Like the emblem, the Olympic flag was conceived by baron Pier de Couberten and presented at the IOC Session in Paris in 1914. Its first appearance at an Olympic tournament was in 1920, at the Antwerp Games. It consists of the five Olympic rings, centrally located against a white background, whose colours are blue, black, red, yellow and green. According to de Coubertin, these colours stand for all the nations in the world, since at least one of the colours on the Olympic flag features on each country’s national flag.
The lighting of the Olympic Flame and the Torch relay were originally held in 1936 on the occasion of the Berlin Olympic Games. Conceived by German academic and National Olympic Committee member Dr.
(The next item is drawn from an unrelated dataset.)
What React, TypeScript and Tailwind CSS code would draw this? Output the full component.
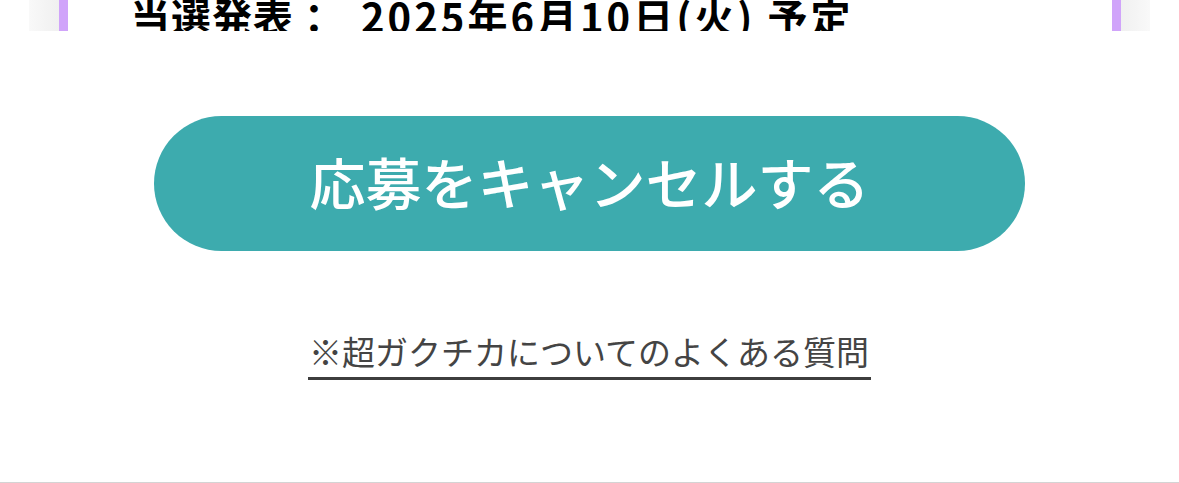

Carl Diem, these ceremonial events were submitted by the same man to the Organizing Committee for the XI Olympic Games for approval and subsequently adopted. Henceforth, the lighting of the Flame has always been carried out at the temple of Hera, at the ancient site of Olympia. From thence, the lit torch travels at the hands of torchbearers until it eventually reaches the host city of the Games. The entrance of the anchor torchbearer into the Olympic stadium of the host city and the igniting of the altar in fact signal the opening of the Games. Since 1936 there have been 16 relays overall, the Sydney Olympics featuring the largest and most prolonged among them, having lasted for a total period of 100 days.
According to Gaston Meyer, the athletes’ oath was first taken at the Athens Intermediate Games in 1906. The oath is recited by an athlete from the host country, who holds the Olympic flag by the tip at one of its corners, surrounded by other athletes who carry the flag.
“In the name of all competitors I promise that we will take part in these Olympic Games, respecting and abiding by the rules which govern them, in the true spirit of sportsmanship,for the glory of the sport and the honour of our teams”.
In the scope of the proceedings of the IOC Session held in the city of Mexico on the 30th of September 1968, it was resolved to propose the introduction of an Olympic oath for officials, whose text was later composed by Lord Killanin.
“In the name of all the judges and officials, I promise that we shall officiate in these Olympic Games with complete impartiality, respecting, and abiding by the rules which govern them, in the true spirit of sportsmanship”.